(Front-end source files)
──────────────────────────────
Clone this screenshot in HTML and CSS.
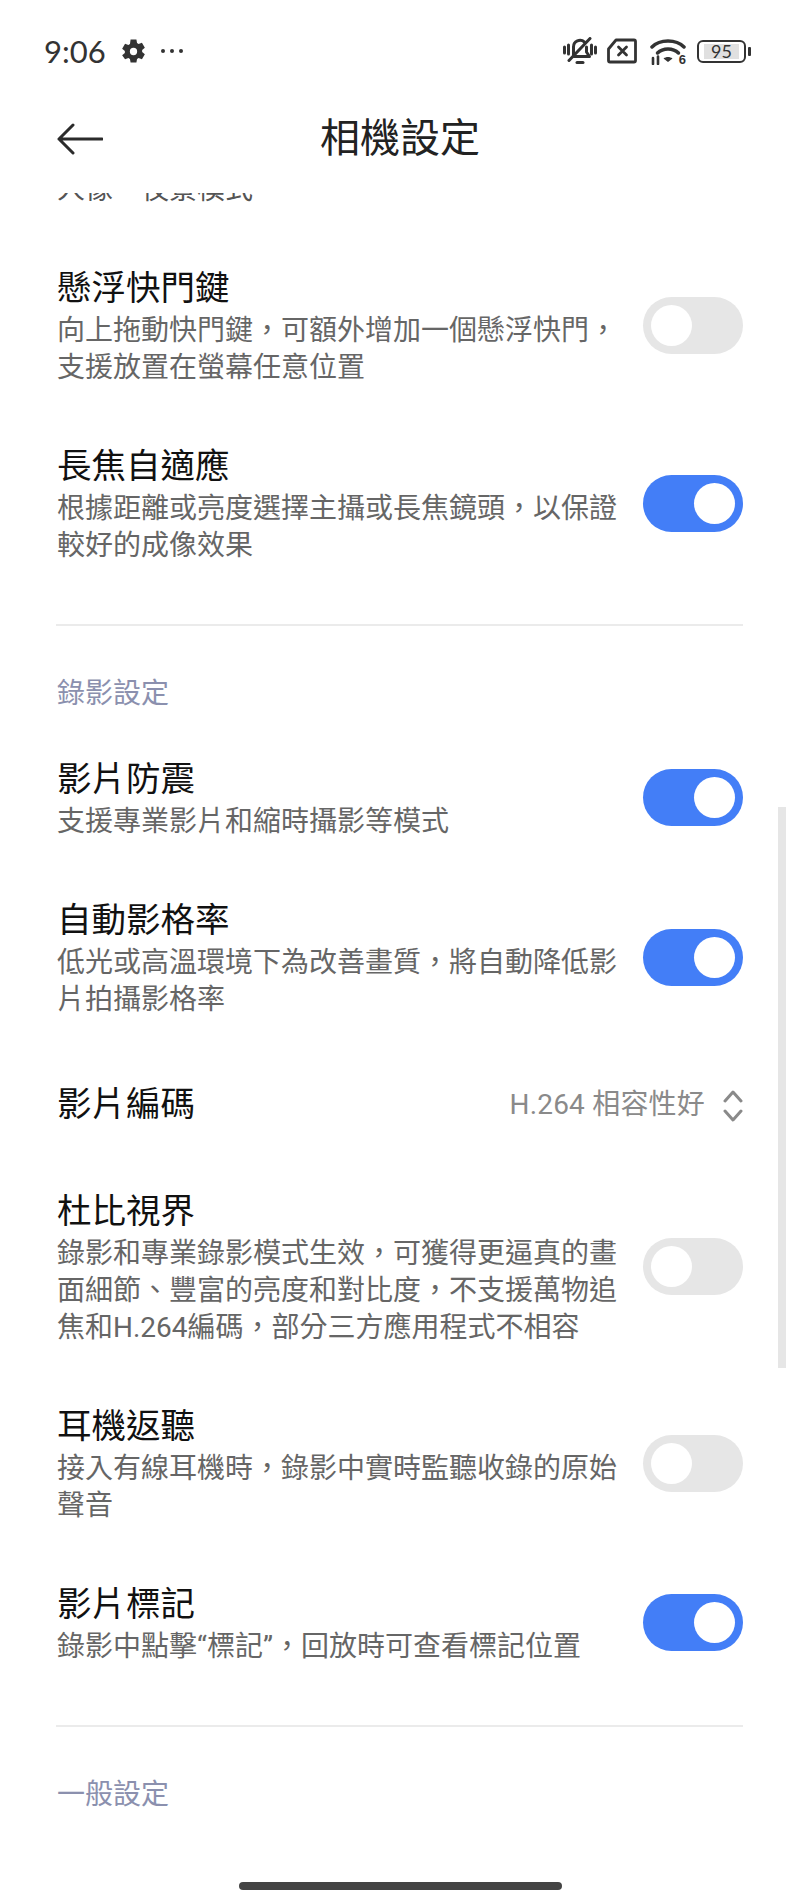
FILE: index.html
```html
<!DOCTYPE html>
<html lang="zh-Hant">
<head>
<meta charset="utf-8">
<title>相機設定</title>
<link rel="stylesheet" href="styles.css">
</head>
<body>
<div class="screen">
  <div class="statusbar">
    <div class="status-left">
      <span class="time">9:06</span>
      <svg class="gear" viewBox="0 0 24 24"><path fill-rule="evenodd" d="M9.200 .5h5.600l.6 3.300 1.500.9 3.200-1.100 2.800 4.800-2.600 2.200v1.800l2.600 2.200-2.800 4.800-3.200-1.100-1.500.9-.6 3.300H9.200l-.6-3.300-1.500-.9-3.200 1.100L1.100 15.600l2.600-2.200v-1.800L1.100 9.400l2.800-4.800 3.200 1.100 1.500-.9zM12 8.500a3.500 3.500 0 1 0 0 7 3.500 3.500 0 0 0 0-7z"/></svg>
      <svg class="dots" viewBox="0 0 24 6"><circle cx="3" cy="3" r="2"/><circle cx="12" cy="3" r="2"/><circle cx="21" cy="3" r="2"/></svg>
    </div>
    <div class="status-right">
      <svg class="ic-bell" viewBox="0 0 34 28" fill="none" stroke="#333" stroke-width="3" stroke-linecap="round" stroke-linejoin="round"><path d="M10.500 18V10a6.500 6.500 0 0 1 11-4.800M23.500 10v5l3 4.500H11"/><path d="M14 25.500h6"/><path d="M6 23.500L27 1.500"/><path d="M1.500 10v6M5.500 8v9M28.500 8v9M32.500 10v6"/></svg>
      <svg class="ic-sim" viewBox="0 0 30 26" fill="none" stroke="#333" stroke-width="2.800" stroke-linejoin="round" stroke-linecap="round"><path d="M9 2h18a1.500 1.500 0 0 1 1.500 1.500v19A1.500 1.500 0 0 1 27 24H3a1.500 1.500 0 0 1-1.500-1.500V11z"/><path d="M11.500 9l8 8M19.500 9l-8 8"/></svg>
      <div class="wifi">
        <svg class="ic-wifi" viewBox="0 0 36 27" fill="none" stroke="#333" stroke-width="3.500" stroke-linecap="round"><path d="M2 9C10 1 26 1 34 9"/><path d="M7.500 15C13 9.500 23 9.500 28.500 15"/><path d="M18 24l-4.500-3.500c2.700-2 6.300-2 9 0z" fill="#333" stroke="none"/><path d="M3 20v6M8 18.500v7.500" stroke-width="2.600"/></svg>
        <span class="wifi-six">6</span>
      </div>
      <div class="battery"><div class="battery-body"><span class="battery-level">95</span></div><i class="battery-nub"></i></div>
    </div>
  </div>

  <header class="nav">
    <svg class="back" viewBox="0 0 46 32" fill="none" stroke="#2b2b2b" stroke-width="3" stroke-linecap="round" stroke-linejoin="round"><path d="M45 16H2M16 2L2 16l14 14"/></svg>
    <h1 class="nav-title">相機設定</h1>
  </header>

  <main class="list">
    <div class="clipped">人像、夜景模式</div>

    <div class="row">
      <div class="row-text">
        <div class="row-title">懸浮快門鍵</div>
        <div class="row-sub">向上拖動快門鍵，可額外增加一個懸浮快門，<br>支援放置在螢幕任意位置</div>
      </div>
      <div class="switch"></div>
    </div>

    <div class="row">
      <div class="row-text">
        <div class="row-title">長焦自適應</div>
        <div class="row-sub">根據距離或亮度選擇主攝或長焦鏡頭，以保證<br>較好的成像效果</div>
      </div>
      <div class="switch on"></div>
    </div>

    <hr class="divider">
    <div class="section">錄影設定</div>

    <div class="row">
      <div class="row-text">
        <div class="row-title">影片防震</div>
        <div class="row-sub">支援專業影片和縮時攝影等模式</div>
      </div>
      <div class="switch on"></div>
    </div>

    <div class="row">
      <div class="row-text">
        <div class="row-title">自動影格率</div>
        <div class="row-sub">低光或高溫環境下為改善畫質，將自動降低影<br>片拍攝影格率</div>
      </div>
      <div class="switch on"></div>
    </div>

    <div class="row row-select">
      <div class="row-title">影片編碼</div>
      <div class="select">
        <span class="select-value">H.264 相容性好</span>
        <svg class="chevrons" viewBox="0 0 20 32" fill="none" stroke="#8a8a8a" stroke-width="3" stroke-linecap="round" stroke-linejoin="round"><path d="M2 11l8-9 8 9M2 21l8 9 8-9"/></svg>
      </div>
    </div>

    <div class="row">
      <div class="row-text">
        <div class="row-title">杜比視界</div>
        <div class="row-sub">錄影和專業錄影模式生效，可獲得更逼真的畫<br>面細節、豐富的亮度和對比度，不支援萬物追<br>焦和H.264編碼，部分三方應用程式不相容</div>
      </div>
      <div class="switch"></div>
    </div>

    <div class="row">
      <div class="row-text">
        <div class="row-title">耳機返聽</div>
        <div class="row-sub">接入有線耳機時，錄影中實時監聽收錄的原始<br>聲音</div>
      </div>
      <div class="switch"></div>
    </div>

    <div class="row">
      <div class="row-text">
        <div class="row-title">影片標記</div>
        <div class="row-sub">錄影中點擊“標記”，回放時可查看標記位置</div>
      </div>
      <div class="switch on"></div>
    </div>

    <hr class="divider">
    <div class="section">一般設定</div>
  </main>

  <div class="scrollbar"></div>
  <div class="home-bar"></div>
</div>
</body>
</html>
```
FILE: styles.css
```css
* { box-sizing: border-box; }
html, body { margin: 0; padding: 0; background: #fff; }
body { font-family: Roboto, "Noto Sans CJK TC", sans-serif; color: #111; }
.screen { position: relative; width: 800px; height: 1903px; overflow: hidden; background: #fff; display: flex; flex-direction: column; }

.statusbar { height: 90px; padding: 34px 49px 0 44px; display: flex; justify-content: space-between; align-items: flex-start; }
.status-left { display: flex; align-items: center; height: 34px; }
.time { font-family: Lato, sans-serif; font-size: 31px; line-height: 34px; color: #333; }
.gear { width: 25px; height: 25px; margin-left: 15px; fill: #333; }
.dots { width: 24px; height: 6px; margin-left: 14px; fill: #333; }
.status-right { display: flex; align-items: center; height: 34px; }
.ic-bell { width: 34px; height: 28px; }
.ic-sim { width: 30px; height: 26px; margin-left: 10px; }
.wifi { position: relative; width: 36px; height: 27px; margin-left: 13px; }
.ic-wifi { display: block; width: 36px; height: 27px; }
.wifi-six { position: absolute; right: 0; bottom: -1px; font: 700 13px/13px "Liberation Sans", sans-serif; color: #333; }
.battery { display: flex; align-items: center; margin-left: 11px; }
.battery-body { width: 49px; height: 23px; border: 2.500px solid #333; border-radius: 6px; padding: 2px 5px; }
.battery-level { display: block; height: 100%; background: #e0e0e0; font: 400 18px/15px Lato, sans-serif; text-align: center; color: #333; }
.battery-nub { display: block; width: 3px; height: 9px; margin-left: 2px; background: #333; border-radius: 1px; }

.nav { position: relative; height: 103px; display: flex; align-items: center; justify-content: center; padding-bottom: 5px; }
.back { position: absolute; left: 57px; top: 33px; width: 46px; height: 32px; }
.nav-title { margin: 0; font-size: 40px; line-height: 50px; font-weight: 400; color: #222; }

.list { flex: 1; overflow: hidden; padding: 0 57px 0 56px; width: 800px; }
.clipped { margin-top: -22px; padding: 0 0 30px 1px; font-size: 28px; line-height: 37px; color: #555; }
.row { display: flex; justify-content: space-between; align-items: center; padding: 30px 0 30px 1px; }
.row-text { width: 560px; }
.row-title { font-size: 34.500px; line-height: 40px; color: #111; margin-bottom: 4px; }
.row-sub { font-size: 28px; line-height: 37px; color: #666; white-space: nowrap; }
.switch { position: relative; flex: none; width: 100px; height: 57px; margin: 0 0 4px; border-radius: 29px; background: #e6e6e6; }
.switch::after { content: ""; position: absolute; left: 8px; top: 8px; width: 41px; height: 41px; border-radius: 50%; background: #fff; }
.switch.on { background: #437ef7; }
.switch.on::after { left: 51px; }

.row-select { height: 113px; padding: 0 0 2px 1px; }
.row-select .row-title { margin: 0; }
.select { display: flex; align-items: center; }
.select-value { padding-top: 2px; font-size: 28px; line-height: 37px; color: #8a8a8a; letter-spacing: .2px; }
.chevrons { width: 20px; height: 32px; margin: 5px 0 0 18px; }

.divider { height: 2px; border: 0; background: #ebebeb; margin: 30px 0 0; }
.section { padding: 49px 0 17px 1px; font-size: 28px; line-height: 37px; color: #8b90ae; }

.scrollbar { position: absolute; left: 778px; top: 807px; width: 8px; height: 561px; background: #e6e6e6; }
.home-bar { position: absolute; left: 239px; top: 1882px; width: 323px; height: 8px; border-radius: 4px; background: #444; }
```
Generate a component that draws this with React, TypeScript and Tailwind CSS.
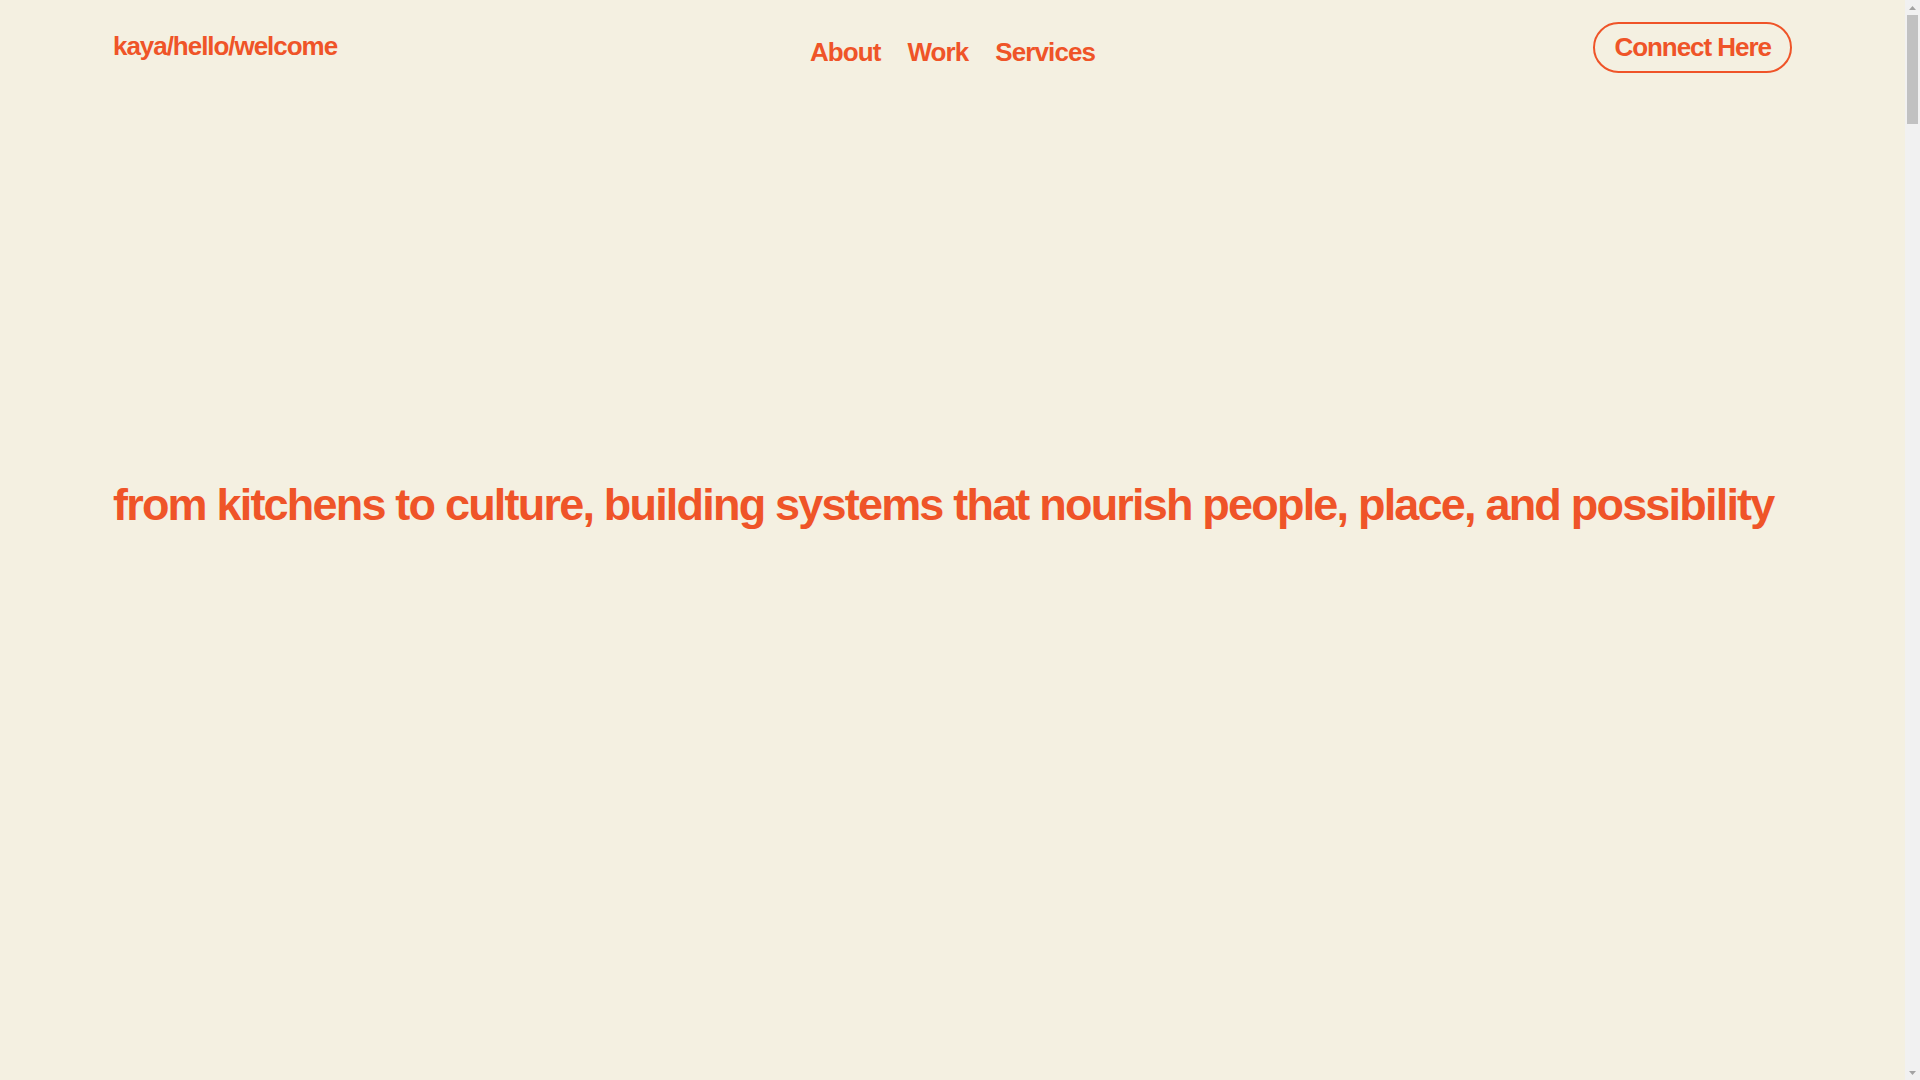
import React from 'react';

// --- Navigation links of the header ---
const navLinks = ['About', 'Work', 'Services'];

const Header = () => (
    <header className="grid grid-cols-3 items-start px-[113px] pt-[22px]">
        {/* Logo / path */}
        <a href="#" className="mt-[10px] justify-self-start text-[26px] font-bold tracking-[-0.04em] leading-[1.15]">
            kaya/hello/welcome
        </a>

        {/* Center nav */}
        <nav className="mt-[16px] flex items-center justify-center gap-[27px]">
            {navLinks.map((label) => (
                <a key={label} href="#" className="text-[26px] font-bold tracking-[-0.035em] leading-[1.15]">
                    {label}
                </a>
            ))}
        </nav>

        {/* Call to action */}
        <a
            href="#"
            className="justify-self-end flex h-[51px] items-center rounded-full border-2 border-[#ef5428] px-[19px] text-[26px] font-bold tracking-[-0.04em] leading-[1.15]"
        >
            Connect Here
        </a>
    </header>
);

// --- Browser scrollbar as seen in the screenshot (overlay on the right edge) ---
const FakeScrollbar = () => (
    <div className="fixed right-0 top-0 flex h-screen w-[15px] flex-col bg-[#f1f1f1]">
        <div className="flex h-[15px] items-center justify-center">
            <svg width="7" height="4" viewBox="0 0 7 4"><path d="M3.5 0L7 4H0z" fill="#a3a3a3" /></svg>
        </div>
        <div className="mx-[2px] h-[109px] bg-[#c1c1c1]" />
        <div className="flex-1" />
        <div className="flex h-[15px] items-center justify-center">
            <svg width="7" height="4" viewBox="0 0 7 4"><path d="M0 0H7L3.5 4z" fill="#a3a3a3" /></svg>
        </div>
    </div>
);

const App = () => {
    return (
        <div
            className="min-h-[10404px] bg-[#f4f0e1] pr-[15px] text-[#ef5428]"
            style={{ fontFamily: '"Liberation Sans", Arial, sans-serif' }}
        >
            <Header />

            {/* Hero statement */}
            <section className="px-[113px] pt-[406px]">
                <h1 className="text-[45px] font-bold tracking-[-0.04em] leading-[1.15] whitespace-nowrap">
                    from kitchens to culture, building systems that nourish people, place, and possibility
                </h1>
            </section>

            <FakeScrollbar />
        </div>
    );
};

export default App;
──────────────────────────────
_PROMPT_
Look through the entries and work out how many lines have the word "screenshot" in them; reply with that number only.

_EXERCISE OUTPUT_
2